### Written exercise
The data below should be restated word for word, with every picture omitted.

### Material provided
-- begin --
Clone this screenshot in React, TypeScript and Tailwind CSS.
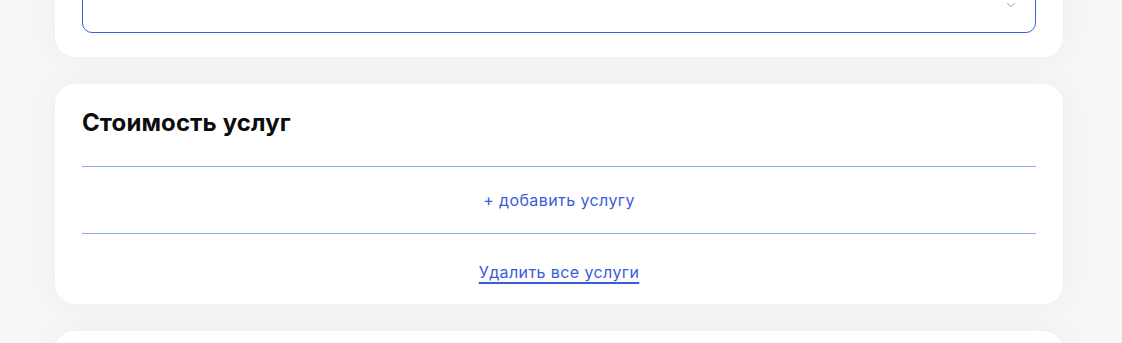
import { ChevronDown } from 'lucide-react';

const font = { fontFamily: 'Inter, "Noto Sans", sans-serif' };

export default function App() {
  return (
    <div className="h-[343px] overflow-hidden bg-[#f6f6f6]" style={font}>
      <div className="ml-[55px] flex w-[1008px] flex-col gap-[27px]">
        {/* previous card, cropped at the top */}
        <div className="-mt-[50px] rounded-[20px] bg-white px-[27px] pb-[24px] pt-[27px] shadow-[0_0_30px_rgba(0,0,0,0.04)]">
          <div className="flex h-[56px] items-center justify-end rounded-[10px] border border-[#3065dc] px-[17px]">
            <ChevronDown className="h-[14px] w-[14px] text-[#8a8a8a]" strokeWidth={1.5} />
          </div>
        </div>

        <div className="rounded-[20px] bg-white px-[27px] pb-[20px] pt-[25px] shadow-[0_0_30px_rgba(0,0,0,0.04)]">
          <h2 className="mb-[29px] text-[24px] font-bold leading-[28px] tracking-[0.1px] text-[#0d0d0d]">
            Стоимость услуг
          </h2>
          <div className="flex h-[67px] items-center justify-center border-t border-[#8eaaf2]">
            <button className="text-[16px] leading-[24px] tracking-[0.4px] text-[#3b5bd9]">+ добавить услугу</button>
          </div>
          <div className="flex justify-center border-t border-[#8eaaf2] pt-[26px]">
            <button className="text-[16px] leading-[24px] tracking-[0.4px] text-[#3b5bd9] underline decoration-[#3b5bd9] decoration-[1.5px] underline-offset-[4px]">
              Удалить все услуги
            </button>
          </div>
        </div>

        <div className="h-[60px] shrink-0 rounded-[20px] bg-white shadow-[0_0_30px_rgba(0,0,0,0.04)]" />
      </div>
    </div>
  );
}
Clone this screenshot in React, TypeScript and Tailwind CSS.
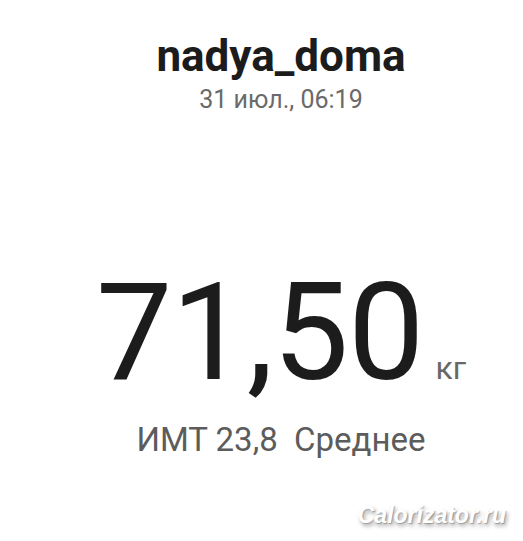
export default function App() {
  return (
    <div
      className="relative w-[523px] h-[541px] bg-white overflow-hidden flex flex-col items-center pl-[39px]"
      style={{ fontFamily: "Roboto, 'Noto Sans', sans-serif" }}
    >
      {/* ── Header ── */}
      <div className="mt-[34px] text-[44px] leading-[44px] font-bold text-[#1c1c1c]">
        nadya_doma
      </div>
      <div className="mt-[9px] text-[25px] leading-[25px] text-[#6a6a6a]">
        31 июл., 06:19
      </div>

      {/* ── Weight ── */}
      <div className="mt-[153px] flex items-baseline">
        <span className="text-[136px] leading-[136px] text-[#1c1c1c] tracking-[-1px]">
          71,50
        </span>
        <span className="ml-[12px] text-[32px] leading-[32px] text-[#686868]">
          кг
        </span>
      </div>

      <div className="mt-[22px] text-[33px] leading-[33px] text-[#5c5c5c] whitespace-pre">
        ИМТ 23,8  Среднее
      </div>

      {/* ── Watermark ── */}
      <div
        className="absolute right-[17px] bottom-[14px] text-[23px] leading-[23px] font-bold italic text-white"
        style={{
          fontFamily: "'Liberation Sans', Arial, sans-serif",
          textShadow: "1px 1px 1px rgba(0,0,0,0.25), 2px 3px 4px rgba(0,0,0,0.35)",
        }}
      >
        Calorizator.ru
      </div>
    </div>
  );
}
-- end --
### Task output
Clone this screenshot in React, TypeScript and Tailwind CSS.
import { ChevronDown } from 'lucide-react';

const font = { fontFamily: 'Inter, "Noto Sans", sans-serif' };

export default function App() {
  return (
    <div className="h-[343px] overflow-hidden bg-[#f6f6f6]" style={font}>
      <div className="ml-[55px] flex w-[1008px] flex-col gap-[27px]">
        {/* previous card, cropped at the top */}
        <div className="-mt-[50px] rounded-[20px] bg-white px-[27px] pb-[24px] pt-[27px] shadow-[0_0_30px_rgba(0,0,0,0.04)]">
          <div className="flex h-[56px] items-center justify-end rounded-[10px] border border-[#3065dc] px-[17px]">
            <ChevronDown className="h-[14px] w-[14px] text-[#8a8a8a]" strokeWidth={1.5} />
          </div>
        </div>

        <div className="rounded-[20px] bg-white px-[27px] pb-[20px] pt-[25px] shadow-[0_0_30px_rgba(0,0,0,0.04)]">
          <h2 className="mb-[29px] text-[24px] font-bold leading-[28px] tracking-[0.1px] text-[#0d0d0d]">
            Стоимость услуг
          </h2>
          <div className="flex h-[67px] items-center justify-center border-t border-[#8eaaf2]">
            <button className="text-[16px] leading-[24px] tracking-[0.4px] text-[#3b5bd9]">+ добавить услугу</button>
          </div>
          <div className="flex justify-center border-t border-[#8eaaf2] pt-[26px]">
            <button className="text-[16px] leading-[24px] tracking-[0.4px] text-[#3b5bd9] underline decoration-[#3b5bd9] decoration-[1.5px] underline-offset-[4px]">
              Удалить все услуги
            </button>
          </div>
        </div>

        <div className="h-[60px] shrink-0 rounded-[20px] bg-white shadow-[0_0_30px_rgba(0,0,0,0.04)]" />
      </div>
    </div>
  );
}
Clone this screenshot in React, TypeScript and Tailwind CSS.
export default function App() {
  return (
    <div
      className="relative w-[523px] h-[541px] bg-white overflow-hidden flex flex-col items-center pl-[39px]"
      style={{ fontFamily: "Roboto, 'Noto Sans', sans-serif" }}
    >
      {/* ── Header ── */}
      <div className="mt-[34px] text-[44px] leading-[44px] font-bold text-[#1c1c1c]">
        nadya_doma
      </div>
      <div className="mt-[9px] text-[25px] leading-[25px] text-[#6a6a6a]">
        31 июл., 06:19
      </div>

      {/* ── Weight ── */}
      <div className="mt-[153px] flex items-baseline">
        <span className="text-[136px] leading-[136px] text-[#1c1c1c] tracking-[-1px]">
          71,50
        </span>
        <span className="ml-[12px] text-[32px] leading-[32px] text-[#686868]">
          кг
        </span>
      </div>

      <div className="mt-[22px] text-[33px] leading-[33px] text-[#5c5c5c] whitespace-pre">
        ИМТ 23,8  Среднее
      </div>

      {/* ── Watermark ── */}
      <div
        className="absolute right-[17px] bottom-[14px] text-[23px] leading-[23px] font-bold italic text-white"
        style={{
          fontFamily: "'Liberation Sans', Arial, sans-serif",
          textShadow: "1px 1px 1px rgba(0,0,0,0.25), 2px 3px 4px rgba(0,0,0,0.35)",
        }}
      >
        Calorizator.ru
      </div>
    </div>
  );
}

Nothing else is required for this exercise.